Aerzen’s Delta Blower technology is being used at a pilot fuel cell power plant developed in the Grasshopper project. Abengoa is participating in the project (which seeks to contribute to achieving the goals of the European Green Deal). Completion of the commissioning of this plant, which uses Aerzen Delta Blower technology, represents a key milestone for Abengoa.
Abengoa has taken a step forward by developing this pilot fuel cell power plant, based on the use of fuel cells developed in the Grasshopper project, in which the company is participating. The plant is currently located in the Seville Free Trade Zone and will soon be transferred to its final destination in the Netherlands.
The main innovative feature of this plant is that it is the first on the market capable of operating in a dynamic, flexible and versatile way. Moreover, it achieves significant reductions in cost and can maintain performance throughout the entire operating range.
The plant has two-way communication with the electricity market, enabling it to offer capacity and receive requests through a platform designed for smart grids. Its rapid-response capacity enables the plant to participate in the electricity reserve and balancing markets.
The Grasshopper project “GRid ASsiSnting modular HydrOgen Pem PowER plant” is, as the name suggests, a fuel cell power plant based on PEM hydrogen cells to help achieve power balancing of electrical grids.
This new generation of fuel cell power plants is based on PEM (Proton Exchange Membrane) hydrogen fuel cells. These plants have dynamic operating capabilities, enabling them to adapt to electrical grid needs with a high response capacity. They are 100% manageable facilities.
The resulting added value will give these plants a competitive position in reserve markets, once the pilot plant has been developed on a commercial level. A larger-scale solution is already in the works, meaning that it will be in a position to enter the market almost immediately.
Another great benefit of this plant is its modular design, which makes it relatively easy to transport. In addition, the plants plug and play connection capability means that it can be put into operation very rapidly. Grasshopper, therefore, provides a solution for the energy requirements of remote or off-grid locations, such as camps or islands. It can also be implemented as an emergency generator for buildings, such as hospitals.
Moreover, because the plant generates energy in the form of both electricity and heat, it can be used in industrial processes requiring low temperatures, or to supply heating in residential areas (CHP).
Once commissioning has been completed, the pilot plant will be prepared for transfer to its final destination, a chemical park in Delfzijl (The Netherlands).

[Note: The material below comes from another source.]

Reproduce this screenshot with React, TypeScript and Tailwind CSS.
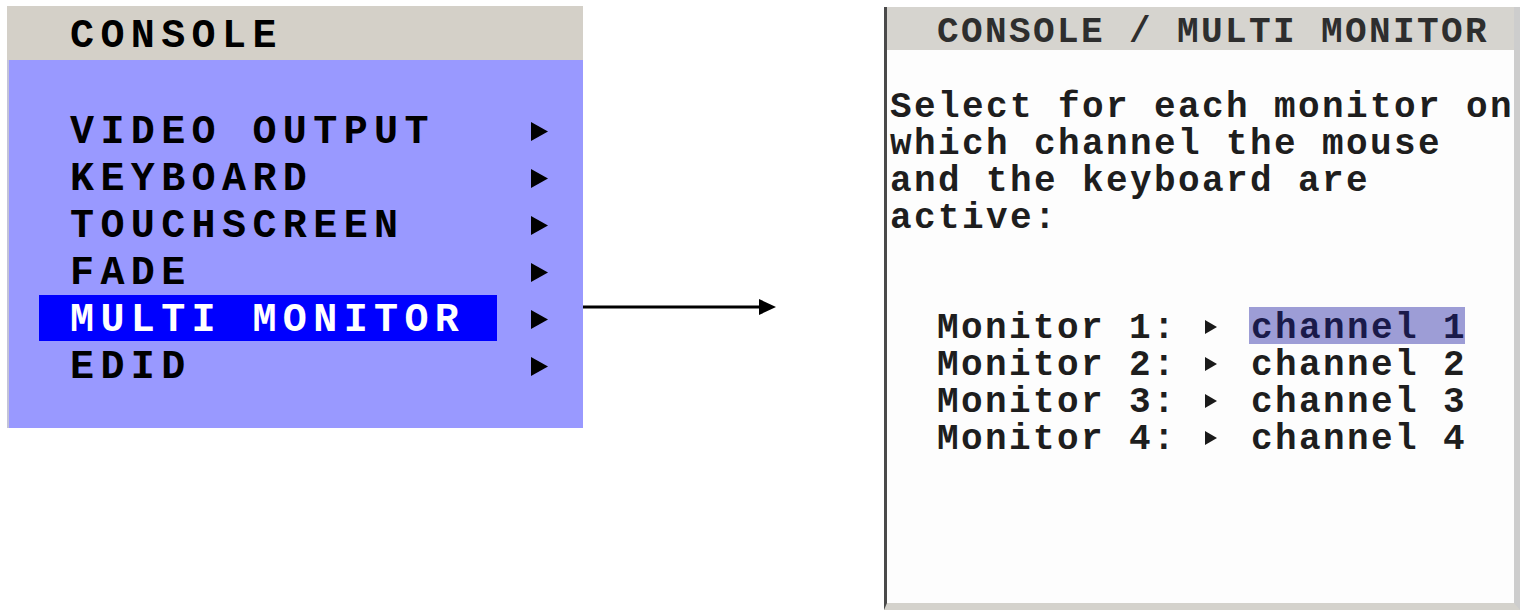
import React from "react";

const mono = { fontFamily: '"Courier New", "Liberation Mono", monospace' };

function Tri({ w = 16, h = 18, color = "#000" }: { w?: number; h?: number; color?: string }) {
  return (
    <svg width={w} height={h} viewBox={`0 0 ${w} ${h}`}>
      <polygon points={`0,0 ${w},${h / 2} 0,${h}`} fill={color} />
    </svg>
  );
}

const items = ["VIDEO OUTPUT", "KEYBOARD", "TOUCHSCREEN", "FADE", "MULTI MONITOR", "EDID"];

export default function App() {
  return (
    <div className="w-[1526px] h-[610px] bg-white flex items-start overflow-hidden" style={mono}>
      {/* Left OSD menu */}
      <div className="ml-[7px] mt-[6px] w-[576px] flex flex-col">
        <div className="h-[54px] bg-[#d4d0c8] flex items-center pl-[63px]">
          <span className="text-[40px] font-bold tracking-[6.4px] text-black leading-none translate-y-[4px]">CONSOLE</span>
        </div>
        <div className="h-[368px] bg-[#9999ff] border-l-2 border-[#c4c4d8] pt-[46px] flex flex-col">
          {items.map((it) => {
            const sel = it === "MULTI MONITOR";
            return (
              <div key={it} className="h-[47px] flex items-center">
                <div
                  className={`ml-[30px] w-[458px] h-[46px] pl-[31px] flex items-center ${
                    sel ? "bg-[#0000ff] text-white" : "text-black"
                  }`}
                >
                  <span className="text-[40px] font-bold tracking-[6.4px] leading-none whitespace-pre translate-y-[3px]">{it}</span>
                </div>
                <div className="ml-[34px] flex items-center translate-y-[2px]">
                  <Tri w={17} h={19} />
                </div>
              </div>
            );
          })}
        </div>
      </div>

      {/* Connecting arrow */}
      <svg className="mt-[297px] shrink-0" width={193} height={20} viewBox="0 0 193 20">
        <line x1={0} y1={10} x2={180} y2={10} stroke="#000" strokeWidth={3} />
        <polygon points="176,2 193,10 176,18" fill="#000" />
      </svg>

      {/* Right OSD screen */}
      <div className="ml-[108px] mt-[7px] w-[636px] h-[603px] shrink-0 bg-[#fdfdfd] border-l-[3px] border-l-[#4a4a4a] border-r-[6px] border-r-[#cdcdcd] border-b-[7px] border-b-[#d4d2cc] flex flex-col">
        <div className="h-[43px] bg-[#d6d4cf] flex items-center pl-[50px]">
          <span className="text-[36px] font-bold tracking-[2.4px] text-[#2e2e2e] leading-none whitespace-pre translate-y-[4px]">
            CONSOLE / MULTI MONITOR
          </span>
        </div>
        <div className="pl-[3px] pt-[39px] text-[36px] font-bold tracking-[2.4px] leading-[37px] text-[#1e1e1e] whitespace-pre">
          <div>Select for each monitor on</div>
          <div>which channel the mouse</div>
          <div>and the keyboard are</div>
          <div>active:</div>
        </div>
        <div className="pl-[50px] mt-[70px] flex flex-col text-[36px] font-bold tracking-[2.4px] leading-[37px] text-[#1e1e1e]">
          {[1, 2, 3, 4].map((n) => (
            <div key={n} className="h-[37px] flex items-center whitespace-pre">
              <span className="w-[240px] translate-y-[3px]">{`Monitor ${n}:`}</span>
              <span className="w-[72px] flex items-center justify-center pr-[4px] translate-y-[1px]">
                <Tri w={12} h={14} color="#1a1a1a" />
              </span>
              <span className={`h-[37px] flex items-center pl-[2px] w-[216px] ${n === 1 ? "bg-[#9d9dd6] text-[#1a1a4a]" : ""}`}>
                <span className="translate-y-[3px]">{`channel ${n}`}</span>
              </span>
            </div>
          ))}
        </div>
      </div>
    </div>
  );
}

There it will operate for five years to demonstrate its durability and economic feasibility. The plant will be fueled by surplus hydrogen produced in a chlor-alkali chemical plant.
Participation and financing
In addition to Abengoa, other companies and institutions participating in the project consortium include: INEA -Informatizacija Energetika Avtomatizacija; Johnson Matthey Fuel Cells Limited (JMFC); Nedstack Fuel Cell Technology B.V.; Politécnico di Milano (Polimi); and Zentrum für Brennstoffzellen Technik Gmbh (ZBT).
Grasshopper seeks to contribute to the European Green Deal target of eliminating net greenhouse gas emissions by 2050. Moreover, hydrogen could potentially account for up to 20% of the energy mix.
Hydrogen, therefore, has a key role to play in the process of decarbonising the energy sector. It is also one of the best sources of energy in terms of energy storage in the medium and long term. All this underlines its potential to contribute to the development of a circular economy and a zero-emissions society.
Completion of the commissioning of the Grasshopper project pilot plant represents a key milestone for Abengoa. It will open the door to new developments in this field, while consolidating the company’s leading international position in this sector.
Grasshopper is funded by the Fuel Cells and Hydrogen 2 Joint Undertaking under grant agreement No. 779430. It receives support from the European Union’s Horizon 2020 framework program for research and innovation, as well as from the Hydrogen Europe and Hydrogen Europe Research associations.